## INFORMATION SUPPLIED

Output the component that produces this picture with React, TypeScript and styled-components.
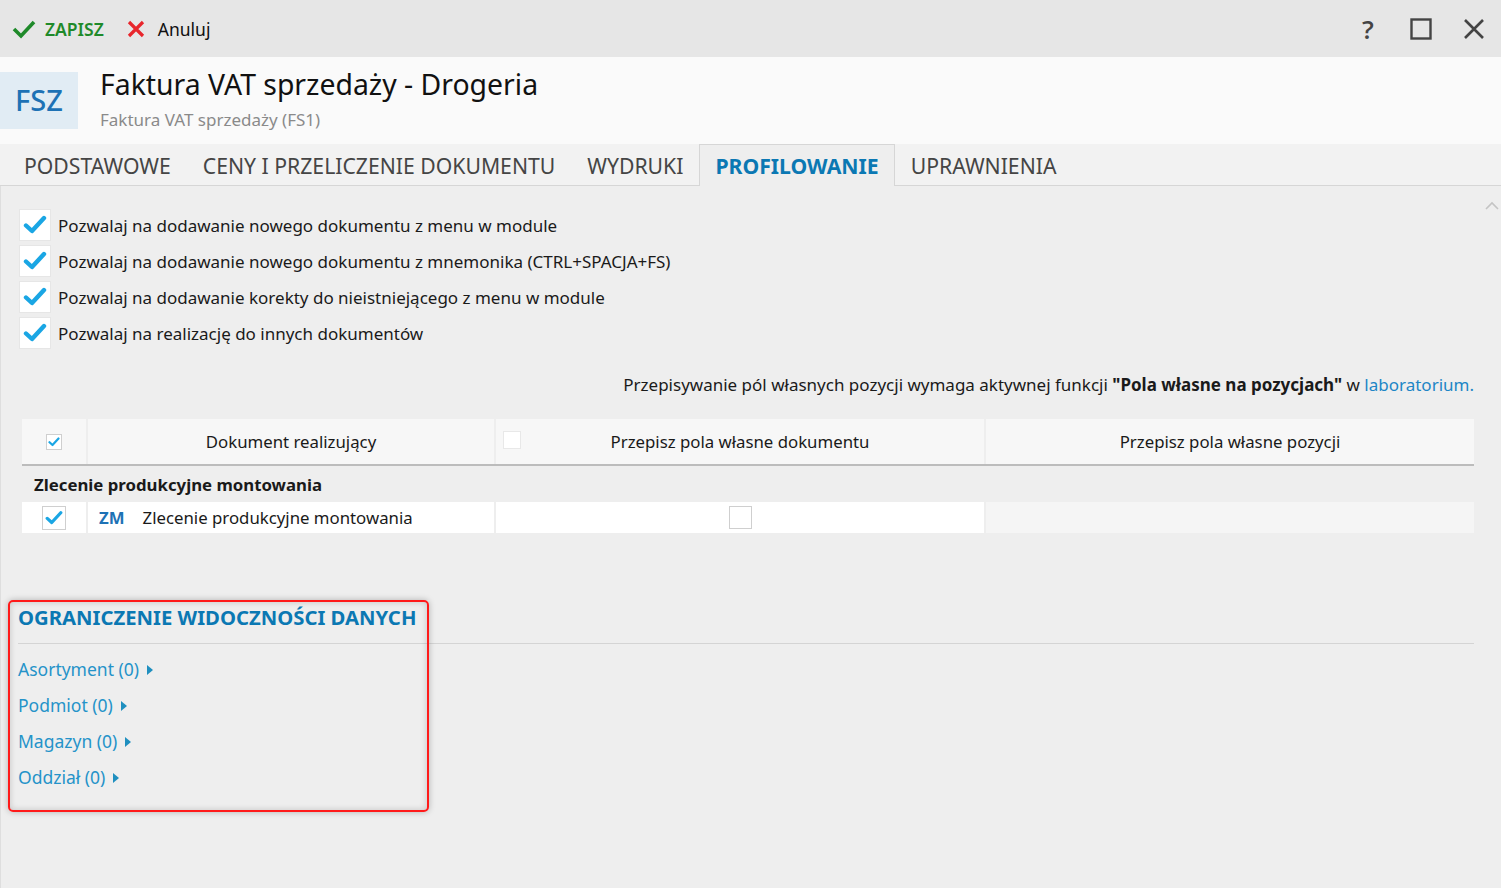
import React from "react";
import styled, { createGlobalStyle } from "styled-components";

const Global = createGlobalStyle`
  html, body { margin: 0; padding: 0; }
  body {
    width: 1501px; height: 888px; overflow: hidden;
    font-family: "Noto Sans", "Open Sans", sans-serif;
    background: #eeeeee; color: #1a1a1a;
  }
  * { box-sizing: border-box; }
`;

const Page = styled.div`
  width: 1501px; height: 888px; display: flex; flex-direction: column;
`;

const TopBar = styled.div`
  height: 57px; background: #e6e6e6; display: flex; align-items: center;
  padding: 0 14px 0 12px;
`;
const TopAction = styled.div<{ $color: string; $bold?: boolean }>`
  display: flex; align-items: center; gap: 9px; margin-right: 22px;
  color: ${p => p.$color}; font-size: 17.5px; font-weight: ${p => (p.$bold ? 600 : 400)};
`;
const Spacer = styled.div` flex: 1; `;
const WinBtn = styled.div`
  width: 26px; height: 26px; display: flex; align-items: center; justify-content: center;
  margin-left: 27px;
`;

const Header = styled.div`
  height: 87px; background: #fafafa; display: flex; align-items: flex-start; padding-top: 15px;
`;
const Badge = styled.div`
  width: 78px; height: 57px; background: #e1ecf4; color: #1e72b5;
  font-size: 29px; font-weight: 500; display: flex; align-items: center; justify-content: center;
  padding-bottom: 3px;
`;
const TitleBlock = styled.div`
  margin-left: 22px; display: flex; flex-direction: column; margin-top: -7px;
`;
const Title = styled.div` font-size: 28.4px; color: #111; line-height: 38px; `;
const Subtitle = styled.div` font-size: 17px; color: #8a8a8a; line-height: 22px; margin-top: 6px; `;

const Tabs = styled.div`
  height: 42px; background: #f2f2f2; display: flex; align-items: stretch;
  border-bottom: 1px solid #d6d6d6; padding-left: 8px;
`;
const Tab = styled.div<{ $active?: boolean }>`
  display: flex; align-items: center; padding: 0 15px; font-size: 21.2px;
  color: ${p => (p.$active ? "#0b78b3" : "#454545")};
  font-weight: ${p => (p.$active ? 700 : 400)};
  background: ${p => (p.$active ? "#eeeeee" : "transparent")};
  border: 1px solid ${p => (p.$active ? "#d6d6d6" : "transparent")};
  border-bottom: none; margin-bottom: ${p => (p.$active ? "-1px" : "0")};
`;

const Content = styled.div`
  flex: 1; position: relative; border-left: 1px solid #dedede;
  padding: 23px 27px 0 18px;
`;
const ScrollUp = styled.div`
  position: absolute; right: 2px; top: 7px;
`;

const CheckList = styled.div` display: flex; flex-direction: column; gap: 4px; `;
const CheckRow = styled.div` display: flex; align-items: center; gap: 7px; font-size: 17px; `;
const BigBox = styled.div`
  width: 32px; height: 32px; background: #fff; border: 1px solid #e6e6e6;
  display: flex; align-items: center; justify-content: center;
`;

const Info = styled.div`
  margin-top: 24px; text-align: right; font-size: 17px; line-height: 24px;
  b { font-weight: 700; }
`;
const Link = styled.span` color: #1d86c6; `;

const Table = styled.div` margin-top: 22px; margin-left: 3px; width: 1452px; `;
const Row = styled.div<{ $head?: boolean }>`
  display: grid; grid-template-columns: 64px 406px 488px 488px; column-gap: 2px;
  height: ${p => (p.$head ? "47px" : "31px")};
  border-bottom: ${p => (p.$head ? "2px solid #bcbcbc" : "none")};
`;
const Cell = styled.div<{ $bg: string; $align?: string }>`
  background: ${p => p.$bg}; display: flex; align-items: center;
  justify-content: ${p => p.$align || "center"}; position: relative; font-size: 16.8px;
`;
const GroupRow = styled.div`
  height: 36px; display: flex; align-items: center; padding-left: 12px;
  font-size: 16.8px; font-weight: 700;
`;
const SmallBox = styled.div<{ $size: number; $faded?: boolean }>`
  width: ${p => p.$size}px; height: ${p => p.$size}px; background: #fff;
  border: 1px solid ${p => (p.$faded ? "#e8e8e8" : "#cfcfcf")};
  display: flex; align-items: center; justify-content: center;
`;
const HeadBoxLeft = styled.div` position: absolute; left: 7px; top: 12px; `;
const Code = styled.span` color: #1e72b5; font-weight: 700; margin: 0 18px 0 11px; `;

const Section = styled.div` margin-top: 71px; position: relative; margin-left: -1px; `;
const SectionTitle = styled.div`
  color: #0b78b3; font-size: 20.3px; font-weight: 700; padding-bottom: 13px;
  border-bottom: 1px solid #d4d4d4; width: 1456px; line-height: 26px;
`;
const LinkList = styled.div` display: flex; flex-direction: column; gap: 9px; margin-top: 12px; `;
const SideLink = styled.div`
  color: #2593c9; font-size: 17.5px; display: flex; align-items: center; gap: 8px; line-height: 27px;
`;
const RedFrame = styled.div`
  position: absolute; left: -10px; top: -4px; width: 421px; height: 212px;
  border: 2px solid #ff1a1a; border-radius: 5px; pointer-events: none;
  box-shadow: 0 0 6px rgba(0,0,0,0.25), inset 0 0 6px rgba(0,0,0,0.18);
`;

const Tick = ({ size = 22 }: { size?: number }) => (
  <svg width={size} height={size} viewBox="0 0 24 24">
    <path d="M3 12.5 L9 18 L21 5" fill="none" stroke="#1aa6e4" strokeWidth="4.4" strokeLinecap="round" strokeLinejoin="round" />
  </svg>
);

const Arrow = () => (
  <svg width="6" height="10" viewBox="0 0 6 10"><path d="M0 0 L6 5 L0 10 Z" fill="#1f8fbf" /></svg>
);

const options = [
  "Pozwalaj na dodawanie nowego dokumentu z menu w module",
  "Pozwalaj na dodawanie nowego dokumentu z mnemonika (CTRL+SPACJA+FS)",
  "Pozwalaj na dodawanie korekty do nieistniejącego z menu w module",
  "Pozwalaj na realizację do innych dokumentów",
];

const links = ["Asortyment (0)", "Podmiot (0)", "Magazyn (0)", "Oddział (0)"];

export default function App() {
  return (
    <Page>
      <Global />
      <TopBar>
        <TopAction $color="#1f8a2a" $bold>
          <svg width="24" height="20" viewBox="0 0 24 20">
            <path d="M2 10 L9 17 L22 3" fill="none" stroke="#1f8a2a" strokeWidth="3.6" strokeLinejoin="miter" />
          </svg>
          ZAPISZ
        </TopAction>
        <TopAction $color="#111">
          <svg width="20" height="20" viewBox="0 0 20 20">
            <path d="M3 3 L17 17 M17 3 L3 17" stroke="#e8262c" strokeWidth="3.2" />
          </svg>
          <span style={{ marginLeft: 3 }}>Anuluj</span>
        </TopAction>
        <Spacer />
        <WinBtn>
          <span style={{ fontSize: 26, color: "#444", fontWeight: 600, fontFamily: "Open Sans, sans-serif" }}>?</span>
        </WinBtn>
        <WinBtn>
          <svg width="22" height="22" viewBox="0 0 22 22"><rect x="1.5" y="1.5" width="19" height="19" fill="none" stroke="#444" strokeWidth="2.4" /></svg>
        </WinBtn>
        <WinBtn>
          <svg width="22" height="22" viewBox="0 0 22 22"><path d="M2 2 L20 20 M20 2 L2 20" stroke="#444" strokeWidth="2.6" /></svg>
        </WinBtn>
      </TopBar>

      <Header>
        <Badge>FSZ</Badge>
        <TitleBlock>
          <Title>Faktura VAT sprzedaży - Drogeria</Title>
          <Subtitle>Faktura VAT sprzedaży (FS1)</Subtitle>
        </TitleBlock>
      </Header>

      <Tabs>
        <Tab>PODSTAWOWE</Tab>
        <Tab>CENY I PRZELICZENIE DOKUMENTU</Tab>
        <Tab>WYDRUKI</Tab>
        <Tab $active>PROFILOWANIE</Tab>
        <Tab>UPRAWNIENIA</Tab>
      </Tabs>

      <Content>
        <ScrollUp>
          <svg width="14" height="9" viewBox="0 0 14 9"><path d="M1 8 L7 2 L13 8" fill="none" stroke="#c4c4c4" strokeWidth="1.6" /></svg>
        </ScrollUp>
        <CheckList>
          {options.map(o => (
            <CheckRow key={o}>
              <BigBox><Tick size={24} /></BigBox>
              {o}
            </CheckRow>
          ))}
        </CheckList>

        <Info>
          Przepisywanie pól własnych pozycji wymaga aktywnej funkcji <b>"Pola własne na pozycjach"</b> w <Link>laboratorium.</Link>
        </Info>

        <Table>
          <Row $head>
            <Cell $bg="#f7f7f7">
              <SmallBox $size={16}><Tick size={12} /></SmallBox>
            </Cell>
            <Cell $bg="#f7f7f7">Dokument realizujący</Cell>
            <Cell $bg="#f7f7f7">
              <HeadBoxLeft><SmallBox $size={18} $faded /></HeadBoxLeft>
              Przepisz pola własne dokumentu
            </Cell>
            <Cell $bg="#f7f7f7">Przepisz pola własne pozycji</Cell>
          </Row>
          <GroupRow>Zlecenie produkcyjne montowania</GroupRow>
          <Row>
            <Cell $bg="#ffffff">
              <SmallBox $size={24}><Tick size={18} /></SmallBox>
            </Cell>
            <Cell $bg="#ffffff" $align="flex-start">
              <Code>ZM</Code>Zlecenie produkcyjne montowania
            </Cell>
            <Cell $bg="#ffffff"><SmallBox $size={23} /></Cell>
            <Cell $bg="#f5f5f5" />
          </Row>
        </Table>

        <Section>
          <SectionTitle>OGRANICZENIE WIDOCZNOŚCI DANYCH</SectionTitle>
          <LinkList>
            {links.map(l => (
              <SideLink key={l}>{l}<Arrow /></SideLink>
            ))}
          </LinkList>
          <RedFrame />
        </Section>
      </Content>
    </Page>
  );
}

## WHAT THIS TASK INVOLVES
From the opening line of the listing above through the line bearing "17px; color: #8a8a8a;", repeat each line exactly. Drop every picture.

## FULL OUTPUT
Output the component that produces this picture with React, TypeScript and styled-components.
import React from "react";
import styled, { createGlobalStyle } from "styled-components";

const Global = createGlobalStyle`
  html, body { margin: 0; padding: 0; }
  body {
    width: 1501px; height: 888px; overflow: hidden;
    font-family: "Noto Sans", "Open Sans", sans-serif;
    background: #eeeeee; color: #1a1a1a;
  }
  * { box-sizing: border-box; }
`;

const Page = styled.div`
  width: 1501px; height: 888px; display: flex; flex-direction: column;
`;

const TopBar = styled.div`
  height: 57px; background: #e6e6e6; display: flex; align-items: center;
  padding: 0 14px 0 12px;
`;
const TopAction = styled.div<{ $color: string; $bold?: boolean }>`
  display: flex; align-items: center; gap: 9px; margin-right: 22px;
  color: ${p => p.$color}; font-size: 17.5px; font-weight: ${p => (p.$bold ? 600 : 400)};
`;
const Spacer = styled.div` flex: 1; `;
const WinBtn = styled.div`
  width: 26px; height: 26px; display: flex; align-items: center; justify-content: center;
  margin-left: 27px;
`;

const Header = styled.div`
  height: 87px; background: #fafafa; display: flex; align-items: flex-start; padding-top: 15px;
`;
const Badge = styled.div`
  width: 78px; height: 57px; background: #e1ecf4; color: #1e72b5;
  font-size: 29px; font-weight: 500; display: flex; align-items: center; justify-content: center;
  padding-bottom: 3px;
`;
const TitleBlock = styled.div`
  margin-left: 22px; display: flex; flex-direction: column; margin-top: -7px;
`;
const Title = styled.div` font-size: 28.4px; color: #111; line-height: 38px; `;
const Subtitle = styled.div` font-size: 17px; color: #8a8a8a; line-height: 22px; margin-top: 6px; `;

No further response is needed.